→ **EXERCISE BRIEF**:
Would you transcribe the whole listing exactly, minus its pictures?
>>>
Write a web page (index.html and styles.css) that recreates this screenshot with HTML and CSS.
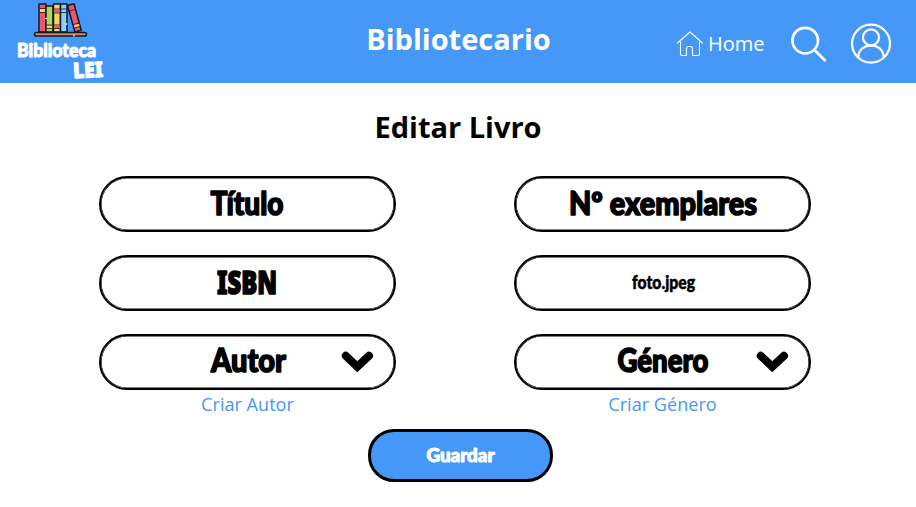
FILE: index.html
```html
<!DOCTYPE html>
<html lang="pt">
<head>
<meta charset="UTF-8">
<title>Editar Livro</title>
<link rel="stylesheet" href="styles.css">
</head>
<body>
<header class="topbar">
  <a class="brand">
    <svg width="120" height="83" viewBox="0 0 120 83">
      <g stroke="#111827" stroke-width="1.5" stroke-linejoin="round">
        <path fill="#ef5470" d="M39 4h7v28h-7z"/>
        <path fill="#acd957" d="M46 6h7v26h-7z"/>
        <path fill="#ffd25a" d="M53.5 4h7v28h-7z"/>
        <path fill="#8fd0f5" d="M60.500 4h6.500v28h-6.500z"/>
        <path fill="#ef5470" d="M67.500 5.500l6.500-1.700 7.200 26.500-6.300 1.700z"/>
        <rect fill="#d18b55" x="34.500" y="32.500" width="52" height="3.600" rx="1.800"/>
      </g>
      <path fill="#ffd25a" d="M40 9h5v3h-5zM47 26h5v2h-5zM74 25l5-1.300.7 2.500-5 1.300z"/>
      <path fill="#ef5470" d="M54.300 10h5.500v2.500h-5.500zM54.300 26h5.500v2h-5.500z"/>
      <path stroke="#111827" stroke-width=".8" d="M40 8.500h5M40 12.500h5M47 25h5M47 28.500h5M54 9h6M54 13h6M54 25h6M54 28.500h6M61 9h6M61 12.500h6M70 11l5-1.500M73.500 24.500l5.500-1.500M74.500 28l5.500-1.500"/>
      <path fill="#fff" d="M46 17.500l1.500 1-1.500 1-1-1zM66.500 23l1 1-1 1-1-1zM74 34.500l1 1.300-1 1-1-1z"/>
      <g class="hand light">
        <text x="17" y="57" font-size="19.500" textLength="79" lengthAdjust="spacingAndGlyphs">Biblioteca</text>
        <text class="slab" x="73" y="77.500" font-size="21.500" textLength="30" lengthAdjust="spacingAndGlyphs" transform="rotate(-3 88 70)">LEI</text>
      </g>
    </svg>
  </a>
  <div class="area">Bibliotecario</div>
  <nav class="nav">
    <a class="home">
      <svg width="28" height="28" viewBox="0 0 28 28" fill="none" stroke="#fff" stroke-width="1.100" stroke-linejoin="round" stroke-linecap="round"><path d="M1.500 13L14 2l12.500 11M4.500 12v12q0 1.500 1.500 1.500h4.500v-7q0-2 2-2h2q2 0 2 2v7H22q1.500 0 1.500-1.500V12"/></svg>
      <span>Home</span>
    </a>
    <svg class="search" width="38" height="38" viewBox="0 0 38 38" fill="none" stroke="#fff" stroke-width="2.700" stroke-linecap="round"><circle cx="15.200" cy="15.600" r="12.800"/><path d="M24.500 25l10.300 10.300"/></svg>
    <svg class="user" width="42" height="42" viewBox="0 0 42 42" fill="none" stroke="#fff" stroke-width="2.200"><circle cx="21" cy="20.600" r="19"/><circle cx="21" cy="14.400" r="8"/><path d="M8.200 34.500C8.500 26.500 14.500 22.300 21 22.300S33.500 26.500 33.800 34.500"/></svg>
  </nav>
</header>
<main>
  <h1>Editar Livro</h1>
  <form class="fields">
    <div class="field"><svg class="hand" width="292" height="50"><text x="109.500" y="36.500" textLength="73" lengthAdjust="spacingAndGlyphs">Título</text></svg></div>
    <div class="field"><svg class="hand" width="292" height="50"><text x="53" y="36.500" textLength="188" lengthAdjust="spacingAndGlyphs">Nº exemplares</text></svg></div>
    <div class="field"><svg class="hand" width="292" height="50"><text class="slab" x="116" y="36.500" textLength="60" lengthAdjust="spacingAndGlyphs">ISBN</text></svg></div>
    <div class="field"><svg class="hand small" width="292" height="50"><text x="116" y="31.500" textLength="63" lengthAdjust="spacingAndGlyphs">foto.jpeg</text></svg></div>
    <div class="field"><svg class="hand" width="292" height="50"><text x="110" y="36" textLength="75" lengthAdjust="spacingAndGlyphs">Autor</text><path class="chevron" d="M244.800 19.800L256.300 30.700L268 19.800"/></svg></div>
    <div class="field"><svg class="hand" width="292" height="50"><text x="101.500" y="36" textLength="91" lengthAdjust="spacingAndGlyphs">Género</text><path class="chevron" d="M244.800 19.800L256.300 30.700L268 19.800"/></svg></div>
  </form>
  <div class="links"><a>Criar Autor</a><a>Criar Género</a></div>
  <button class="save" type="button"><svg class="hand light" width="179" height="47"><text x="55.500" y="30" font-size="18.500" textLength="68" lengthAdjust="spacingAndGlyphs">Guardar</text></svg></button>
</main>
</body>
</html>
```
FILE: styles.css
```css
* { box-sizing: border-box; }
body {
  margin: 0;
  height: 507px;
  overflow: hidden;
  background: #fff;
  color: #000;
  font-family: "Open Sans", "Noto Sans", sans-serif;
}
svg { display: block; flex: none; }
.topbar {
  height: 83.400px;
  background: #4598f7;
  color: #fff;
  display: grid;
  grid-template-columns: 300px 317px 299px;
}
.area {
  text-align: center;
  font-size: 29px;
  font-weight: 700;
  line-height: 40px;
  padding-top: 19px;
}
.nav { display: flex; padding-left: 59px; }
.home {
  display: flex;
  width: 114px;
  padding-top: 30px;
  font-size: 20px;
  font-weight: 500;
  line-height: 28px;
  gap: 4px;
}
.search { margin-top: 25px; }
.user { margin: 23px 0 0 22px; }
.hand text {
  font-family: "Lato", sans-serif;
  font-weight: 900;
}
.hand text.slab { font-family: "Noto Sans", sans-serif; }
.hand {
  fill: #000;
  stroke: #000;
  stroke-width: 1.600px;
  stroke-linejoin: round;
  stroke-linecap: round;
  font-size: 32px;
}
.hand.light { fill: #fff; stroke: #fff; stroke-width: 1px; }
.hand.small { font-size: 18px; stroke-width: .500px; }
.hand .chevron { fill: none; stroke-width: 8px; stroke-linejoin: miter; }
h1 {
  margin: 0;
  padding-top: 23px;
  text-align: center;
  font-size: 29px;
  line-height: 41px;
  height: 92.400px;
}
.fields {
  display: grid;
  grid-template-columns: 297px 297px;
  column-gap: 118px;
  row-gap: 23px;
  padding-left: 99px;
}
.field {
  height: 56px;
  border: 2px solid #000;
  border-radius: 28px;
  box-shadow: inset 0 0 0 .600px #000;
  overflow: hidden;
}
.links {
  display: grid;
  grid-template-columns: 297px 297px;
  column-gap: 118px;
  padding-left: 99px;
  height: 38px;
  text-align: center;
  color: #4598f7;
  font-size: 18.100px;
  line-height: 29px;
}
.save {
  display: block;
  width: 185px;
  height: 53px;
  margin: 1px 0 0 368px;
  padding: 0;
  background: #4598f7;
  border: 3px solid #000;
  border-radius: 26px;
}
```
<<<
→ **EXPECTED ANSWER**:
Write a web page (index.html and styles.css) that recreates this screenshot with HTML and CSS.
FILE: index.html
```html
<!DOCTYPE html>
<html lang="pt">
<head>
<meta charset="UTF-8">
<title>Editar Livro</title>
<link rel="stylesheet" href="styles.css">
</head>
<body>
<header class="topbar">
  <a class="brand">
    <svg width="120" height="83" viewBox="0 0 120 83">
      <g stroke="#111827" stroke-width="1.5" stroke-linejoin="round">
        <path fill="#ef5470" d="M39 4h7v28h-7z"/>
        <path fill="#acd957" d="M46 6h7v26h-7z"/>
        <path fill="#ffd25a" d="M53.5 4h7v28h-7z"/>
        <path fill="#8fd0f5" d="M60.500 4h6.500v28h-6.500z"/>
        <path fill="#ef5470" d="M67.500 5.500l6.500-1.700 7.200 26.500-6.300 1.700z"/>
        <rect fill="#d18b55" x="34.500" y="32.500" width="52" height="3.600" rx="1.800"/>
      </g>
      <path fill="#ffd25a" d="M40 9h5v3h-5zM47 26h5v2h-5zM74 25l5-1.300.7 2.500-5 1.300z"/>
      <path fill="#ef5470" d="M54.300 10h5.500v2.500h-5.500zM54.300 26h5.500v2h-5.500z"/>
      <path stroke="#111827" stroke-width=".8" d="M40 8.500h5M40 12.500h5M47 25h5M47 28.500h5M54 9h6M54 13h6M54 25h6M54 28.500h6M61 9h6M61 12.500h6M70 11l5-1.500M73.500 24.500l5.500-1.500M74.500 28l5.500-1.500"/>
      <path fill="#fff" d="M46 17.500l1.500 1-1.500 1-1-1zM66.500 23l1 1-1 1-1-1zM74 34.500l1 1.300-1 1-1-1z"/>
      <g class="hand light">
        <text x="17" y="57" font-size="19.500" textLength="79" lengthAdjust="spacingAndGlyphs">Biblioteca</text>
        <text class="slab" x="73" y="77.500" font-size="21.500" textLength="30" lengthAdjust="spacingAndGlyphs" transform="rotate(-3 88 70)">LEI</text>
      </g>
    </svg>
  </a>
  <div class="area">Bibliotecario</div>
  <nav class="nav">
    <a class="home">
      <svg width="28" height="28" viewBox="0 0 28 28" fill="none" stroke="#fff" stroke-width="1.100" stroke-linejoin="round" stroke-linecap="round"><path d="M1.500 13L14 2l12.500 11M4.500 12v12q0 1.500 1.500 1.500h4.500v-7q0-2 2-2h2q2 0 2 2v7H22q1.500 0 1.500-1.500V12"/></svg>
      <span>Home</span>
    </a>
    <svg class="search" width="38" height="38" viewBox="0 0 38 38" fill="none" stroke="#fff" stroke-width="2.700" stroke-linecap="round"><circle cx="15.200" cy="15.600" r="12.800"/><path d="M24.500 25l10.300 10.300"/></svg>
    <svg class="user" width="42" height="42" viewBox="0 0 42 42" fill="none" stroke="#fff" stroke-width="2.200"><circle cx="21" cy="20.600" r="19"/><circle cx="21" cy="14.400" r="8"/><path d="M8.200 34.500C8.500 26.500 14.500 22.300 21 22.300S33.500 26.500 33.800 34.500"/></svg>
  </nav>
</header>
<main>
  <h1>Editar Livro</h1>
  <form class="fields">
    <div class="field"><svg class="hand" width="292" height="50"><text x="109.500" y="36.500" textLength="73" lengthAdjust="spacingAndGlyphs">Título</text></svg></div>
    <div class="field"><svg class="hand" width="292" height="50"><text x="53" y="36.500" textLength="188" lengthAdjust="spacingAndGlyphs">Nº exemplares</text></svg></div>
    <div class="field"><svg class="hand" width="292" height="50"><text class="slab" x="116" y="36.500" textLength="60" lengthAdjust="spacingAndGlyphs">ISBN</text></svg></div>
    <div class="field"><svg class="hand small" width="292" height="50"><text x="116" y="31.500" textLength="63" lengthAdjust="spacingAndGlyphs">foto.jpeg</text></svg></div>
    <div class="field"><svg class="hand" width="292" height="50"><text x="110" y="36" textLength="75" lengthAdjust="spacingAndGlyphs">Autor</text><path class="chevron" d="M244.800 19.800L256.300 30.700L268 19.800"/></svg></div>
    <div class="field"><svg class="hand" width="292" height="50"><text x="101.500" y="36" textLength="91" lengthAdjust="spacingAndGlyphs">Género</text><path class="chevron" d="M244.800 19.800L256.300 30.700L268 19.800"/></svg></div>
  </form>
  <div class="links"><a>Criar Autor</a><a>Criar Género</a></div>
  <button class="save" type="button"><svg class="hand light" width="179" height="47"><text x="55.500" y="30" font-size="18.500" textLength="68" lengthAdjust="spacingAndGlyphs">Guardar</text></svg></button>
</main>
</body>
</html>
```
FILE: styles.css
```css
* { box-sizing: border-box; }
body {
  margin: 0;
  height: 507px;
  overflow: hidden;
  background: #fff;
  color: #000;
  font-family: "Open Sans", "Noto Sans", sans-serif;
}
svg { display: block; flex: none; }
.topbar {
  height: 83.400px;
  background: #4598f7;
  color: #fff;
  display: grid;
  grid-template-columns: 300px 317px 299px;
}
.area {
  text-align: center;
  font-size: 29px;
  font-weight: 700;
  line-height: 40px;
  padding-top: 19px;
}
.nav { display: flex; padding-left: 59px; }
.home {
  display: flex;
  width: 114px;
  padding-top: 30px;
  font-size: 20px;
  font-weight: 500;
  line-height: 28px;
  gap: 4px;
}
.search { margin-top: 25px; }
.user { margin: 23px 0 0 22px; }
.hand text {
  font-family: "Lato", sans-serif;
  font-weight: 900;
}
.hand text.slab { font-family: "Noto Sans", sans-serif; }
.hand {
  fill: #000;
  stroke: #000;
  stroke-width: 1.600px;
  stroke-linejoin: round;
  stroke-linecap: round;
  font-size: 32px;
}
.hand.light { fill: #fff; stroke: #fff; stroke-width: 1px; }
.hand.small { font-size: 18px; stroke-width: .500px; }
.hand .chevron { fill: none; stroke-width: 8px; stroke-linejoin: miter; }
h1 {
  margin: 0;
  padding-top: 23px;
  text-align: center;
  font-size: 29px;
  line-height: 41px;
  height: 92.400px;
}
.fields {
  display: grid;
  grid-template-columns: 297px 297px;
  column-gap: 118px;
  row-gap: 23px;
  padding-left: 99px;
}
.field {
  height: 56px;
  border: 2px solid #000;
  border-radius: 28px;
  box-shadow: inset 0 0 0 .600px #000;
  overflow: hidden;
}
.links {
  display: grid;
  grid-template-columns: 297px 297px;
  column-gap: 118px;
  padding-left: 99px;
  height: 38px;
  text-align: center;
  color: #4598f7;
  font-size: 18.100px;
  line-height: 29px;
}
.save {
  display: block;
  width: 185px;
  height: 53px;
  margin: 1px 0 0 368px;
  padding: 0;
  background: #4598f7;
  border: 3px solid #000;
  border-radius: 26px;
}
```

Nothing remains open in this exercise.